◆ Your goal:
Set down the material below word for word, excluding the pictures.

_ _ _ _ _ _ _

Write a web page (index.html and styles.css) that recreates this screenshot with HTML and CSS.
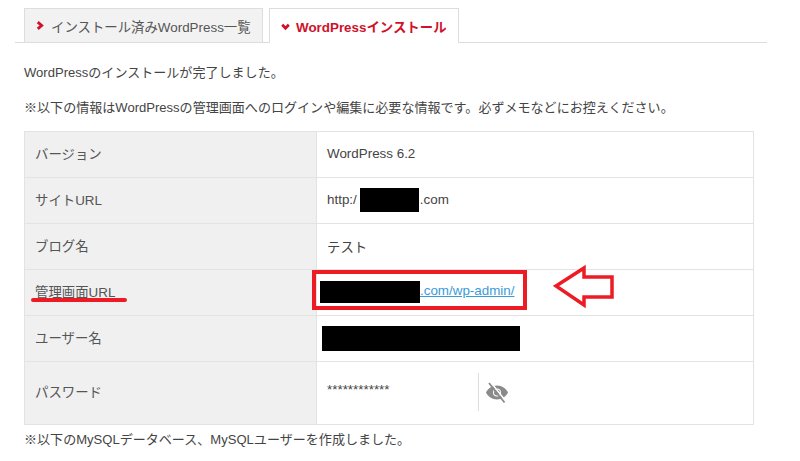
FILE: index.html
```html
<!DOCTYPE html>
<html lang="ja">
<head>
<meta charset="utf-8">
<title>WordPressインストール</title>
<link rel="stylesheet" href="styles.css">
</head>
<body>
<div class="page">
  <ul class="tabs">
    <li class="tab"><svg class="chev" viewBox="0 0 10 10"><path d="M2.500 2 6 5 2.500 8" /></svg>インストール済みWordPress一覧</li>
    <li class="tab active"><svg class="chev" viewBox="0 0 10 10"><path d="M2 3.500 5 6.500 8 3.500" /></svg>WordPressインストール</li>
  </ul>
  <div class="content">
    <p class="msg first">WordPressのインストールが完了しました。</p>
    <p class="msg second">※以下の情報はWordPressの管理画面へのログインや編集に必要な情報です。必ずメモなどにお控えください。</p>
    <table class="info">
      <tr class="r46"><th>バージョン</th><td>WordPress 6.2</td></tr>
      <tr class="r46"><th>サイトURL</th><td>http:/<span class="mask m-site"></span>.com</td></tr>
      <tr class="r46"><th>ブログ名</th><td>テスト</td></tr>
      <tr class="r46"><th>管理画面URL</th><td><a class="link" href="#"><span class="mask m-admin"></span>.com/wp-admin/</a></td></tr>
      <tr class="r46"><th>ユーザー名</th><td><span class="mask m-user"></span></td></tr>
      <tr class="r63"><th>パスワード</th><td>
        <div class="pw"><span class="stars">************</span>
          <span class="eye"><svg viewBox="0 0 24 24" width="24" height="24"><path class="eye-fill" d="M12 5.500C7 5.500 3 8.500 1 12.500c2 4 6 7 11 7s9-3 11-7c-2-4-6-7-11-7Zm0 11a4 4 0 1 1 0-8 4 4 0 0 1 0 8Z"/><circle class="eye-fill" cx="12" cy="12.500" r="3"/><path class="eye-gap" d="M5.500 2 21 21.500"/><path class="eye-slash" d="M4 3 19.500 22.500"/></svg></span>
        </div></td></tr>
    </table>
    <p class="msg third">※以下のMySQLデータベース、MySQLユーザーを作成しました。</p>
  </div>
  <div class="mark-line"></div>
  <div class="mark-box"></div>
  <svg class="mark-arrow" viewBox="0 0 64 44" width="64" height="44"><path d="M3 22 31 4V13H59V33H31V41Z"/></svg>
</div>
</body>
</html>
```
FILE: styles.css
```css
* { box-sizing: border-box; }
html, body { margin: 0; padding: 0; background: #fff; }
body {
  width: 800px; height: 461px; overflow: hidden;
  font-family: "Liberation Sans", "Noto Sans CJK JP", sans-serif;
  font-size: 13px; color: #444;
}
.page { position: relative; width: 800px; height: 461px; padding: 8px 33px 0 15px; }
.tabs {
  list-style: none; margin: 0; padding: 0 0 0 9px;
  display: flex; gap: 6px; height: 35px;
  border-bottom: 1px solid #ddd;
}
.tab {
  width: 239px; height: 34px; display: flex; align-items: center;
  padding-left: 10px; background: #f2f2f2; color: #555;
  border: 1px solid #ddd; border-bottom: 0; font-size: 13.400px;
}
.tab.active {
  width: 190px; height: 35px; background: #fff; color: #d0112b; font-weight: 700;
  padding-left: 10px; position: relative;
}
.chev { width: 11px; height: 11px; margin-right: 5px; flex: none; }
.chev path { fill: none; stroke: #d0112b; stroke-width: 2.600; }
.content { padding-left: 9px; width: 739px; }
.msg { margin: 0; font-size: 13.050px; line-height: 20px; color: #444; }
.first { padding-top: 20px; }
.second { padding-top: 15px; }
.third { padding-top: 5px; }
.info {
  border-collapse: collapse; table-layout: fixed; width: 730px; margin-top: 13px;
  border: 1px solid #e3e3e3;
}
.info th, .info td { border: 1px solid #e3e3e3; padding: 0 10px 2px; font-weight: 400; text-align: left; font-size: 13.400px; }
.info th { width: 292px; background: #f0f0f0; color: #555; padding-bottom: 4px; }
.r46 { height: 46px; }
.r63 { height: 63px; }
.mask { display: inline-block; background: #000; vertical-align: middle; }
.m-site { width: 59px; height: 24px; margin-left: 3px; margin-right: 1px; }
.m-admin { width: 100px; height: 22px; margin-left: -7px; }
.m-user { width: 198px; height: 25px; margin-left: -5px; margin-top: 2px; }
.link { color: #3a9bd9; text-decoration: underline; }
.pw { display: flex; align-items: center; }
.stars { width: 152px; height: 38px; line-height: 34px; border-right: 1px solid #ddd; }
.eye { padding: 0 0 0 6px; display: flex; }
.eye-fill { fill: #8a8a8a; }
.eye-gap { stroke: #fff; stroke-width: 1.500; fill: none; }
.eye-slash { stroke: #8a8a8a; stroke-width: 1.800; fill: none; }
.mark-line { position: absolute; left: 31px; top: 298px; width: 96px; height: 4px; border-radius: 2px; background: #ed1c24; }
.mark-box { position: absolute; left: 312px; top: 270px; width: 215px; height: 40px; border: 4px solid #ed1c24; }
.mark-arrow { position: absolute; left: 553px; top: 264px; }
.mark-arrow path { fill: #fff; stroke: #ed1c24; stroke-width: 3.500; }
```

_ _ _ _ _ _ _

◆ Result for this exercise:
Write a web page (index.html and styles.css) that recreates this screenshot with HTML and CSS.
FILE: index.html
```html
<!DOCTYPE html>
<html lang="ja">
<head>
<meta charset="utf-8">
<title>WordPressインストール</title>
<link rel="stylesheet" href="styles.css">
</head>
<body>
<div class="page">
  <ul class="tabs">
    <li class="tab"><svg class="chev" viewBox="0 0 10 10"><path d="M2.500 2 6 5 2.500 8" /></svg>インストール済みWordPress一覧</li>
    <li class="tab active"><svg class="chev" viewBox="0 0 10 10"><path d="M2 3.500 5 6.500 8 3.500" /></svg>WordPressインストール</li>
  </ul>
  <div class="content">
    <p class="msg first">WordPressのインストールが完了しました。</p>
    <p class="msg second">※以下の情報はWordPressの管理画面へのログインや編集に必要な情報です。必ずメモなどにお控えください。</p>
    <table class="info">
      <tr class="r46"><th>バージョン</th><td>WordPress 6.2</td></tr>
      <tr class="r46"><th>サイトURL</th><td>http:/<span class="mask m-site"></span>.com</td></tr>
      <tr class="r46"><th>ブログ名</th><td>テスト</td></tr>
      <tr class="r46"><th>管理画面URL</th><td><a class="link" href="#"><span class="mask m-admin"></span>.com/wp-admin/</a></td></tr>
      <tr class="r46"><th>ユーザー名</th><td><span class="mask m-user"></span></td></tr>
      <tr class="r63"><th>パスワード</th><td>
        <div class="pw"><span class="stars">************</span>
          <span class="eye"><svg viewBox="0 0 24 24" width="24" height="24"><path class="eye-fill" d="M12 5.500C7 5.500 3 8.500 1 12.500c2 4 6 7 11 7s9-3 11-7c-2-4-6-7-11-7Zm0 11a4 4 0 1 1 0-8 4 4 0 0 1 0 8Z"/><circle class="eye-fill" cx="12" cy="12.500" r="3"/><path class="eye-gap" d="M5.500 2 21 21.500"/><path class="eye-slash" d="M4 3 19.500 22.500"/></svg></span>
        </div></td></tr>
    </table>
    <p class="msg third">※以下のMySQLデータベース、MySQLユーザーを作成しました。</p>
  </div>
  <div class="mark-line"></div>
  <div class="mark-box"></div>
  <svg class="mark-arrow" viewBox="0 0 64 44" width="64" height="44"><path d="M3 22 31 4V13H59V33H31V41Z"/></svg>
</div>
</body>
</html>
```
FILE: styles.css
```css
* { box-sizing: border-box; }
html, body { margin: 0; padding: 0; background: #fff; }
body {
  width: 800px; height: 461px; overflow: hidden;
  font-family: "Liberation Sans", "Noto Sans CJK JP", sans-serif;
  font-size: 13px; color: #444;
}
.page { position: relative; width: 800px; height: 461px; padding: 8px 33px 0 15px; }
.tabs {
  list-style: none; margin: 0; padding: 0 0 0 9px;
  display: flex; gap: 6px; height: 35px;
  border-bottom: 1px solid #ddd;
}
.tab {
  width: 239px; height: 34px; display: flex; align-items: center;
  padding-left: 10px; background: #f2f2f2; color: #555;
  border: 1px solid #ddd; border-bottom: 0; font-size: 13.400px;
}
.tab.active {
  width: 190px; height: 35px; background: #fff; color: #d0112b; font-weight: 700;
  padding-left: 10px; position: relative;
}
.chev { width: 11px; height: 11px; margin-right: 5px; flex: none; }
.chev path { fill: none; stroke: #d0112b; stroke-width: 2.600; }
.content { padding-left: 9px; width: 739px; }
.msg { margin: 0; font-size: 13.050px; line-height: 20px; color: #444; }
.first { padding-top: 20px; }
.second { padding-top: 15px; }
.third { padding-top: 5px; }
.info {
  border-collapse: collapse; table-layout: fixed; width: 730px; margin-top: 13px;
  border: 1px solid #e3e3e3;
}
.info th, .info td { border: 1px solid #e3e3e3; padding: 0 10px 2px; font-weight: 400; text-align: left; font-size: 13.400px; }
.info th { width: 292px; background: #f0f0f0; color: #555; padding-bottom: 4px; }
.r46 { height: 46px; }
.r63 { height: 63px; }
.mask { display: inline-block; background: #000; vertical-align: middle; }
.m-site { width: 59px; height: 24px; margin-left: 3px; margin-right: 1px; }
.m-admin { width: 100px; height: 22px; margin-left: -7px; }
.m-user { width: 198px; height: 25px; margin-left: -5px; margin-top: 2px; }
.link { color: #3a9bd9; text-decoration: underline; }
.pw { display: flex; align-items: center; }
.stars { width: 152px; height: 38px; line-height: 34px; border-right: 1px solid #ddd; }
.eye { padding: 0 0 0 6px; display: flex; }
.eye-fill { fill: #8a8a8a; }
.eye-gap { stroke: #fff; stroke-width: 1.500; fill: none; }
.eye-slash { stroke: #8a8a8a; stroke-width: 1.800; fill: none; }
.mark-line { position: absolute; left: 31px; top: 298px; width: 96px; height: 4px; border-radius: 2px; background: #ed1c24; }
.mark-box { position: absolute; left: 312px; top: 270px; width: 215px; height: 40px; border: 4px solid #ed1c24; }
.mark-arrow { position: absolute; left: 553px; top: 264px; }
.mark-arrow path { fill: #fff; stroke: #ed1c24; stroke-width: 3.500; }
```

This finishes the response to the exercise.